Exact time-dependent analytical solutions for entropy production rate for a system that operates in a heat bath where its temperature varies linearly in space

TL;DR

This paper derives exact time-dependent analytical solutions for entropy production and free energy in a Brownian system with spatially varying temperature, revealing differences in thermodynamic behavior compared to systems at equilibrium or with uniform temperature.

Contribution

It provides novel exact solutions for entropy and free energy dynamics in non-equilibrium systems with spatial temperature variation, extending previous models.

Findings

Entropy production and extraction rates approach steady state in both hot-cold and linearly varying temperature systems.

Free energy change varies linearly in space for systems with spatially varying temperature.

Systems with linearly varying temperature exhibit higher entropy and irreversibility than hot-cold systems.

Abstract

The nonequilibrium thermodynamics feature of a Brownian motor is investigated by obtaining exact time-dependent solutions.
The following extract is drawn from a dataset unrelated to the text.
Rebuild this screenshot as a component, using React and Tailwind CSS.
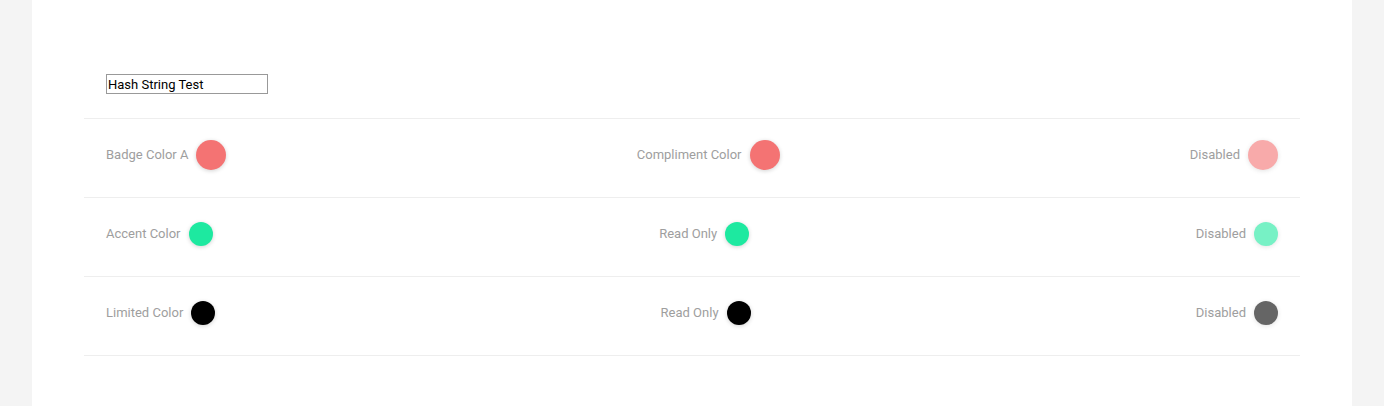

This in turn enables us to investigate not only the long time property (steady-state) but also the short time the behavior of the system. The general expressions for the free energy, entropy production ${\dot e}_{p}(t)$ as well as entropy extraction ${\dot h}_{d}(t)$ rates are derived for a system that is genuinely driven out of equilibrium by time-independent force as well as by spatially varying thermal background. We show that for a system that operates between hot and cold reservoirs, most of the thermodynamics quantities approach a non-equilibrium steady state in the long time limit. The change in free energy becomes minimal at a steady state. However for a system that operates in a heat bath where its temperature varies linearly in space, the entropy production and extraction rates approach a non-equilibrium steady state while the change in free energy varies linearly in space. This reveals that unlike systems at equilibrium, when systems are driven out of equilibrium, their free energy may not be minimized. The thermodynamic properties of a system that operates between the hot and cold baths are further compared and contrasted with a system that operates in a heat bath where its temperature varies linearly in space along with the reaction coordinate. We show that the entropy, entropy production, and extraction rates are considerably larger for linearly varying temperature case than a system that operates between the hot and cold baths revealing such systems are inherently irreversible. For both cases, in the presence of load or when a distinct temperature difference is retained, the entropy $S(t)$ monotonously increases with time and saturates to a constant value as $t$ further steps up.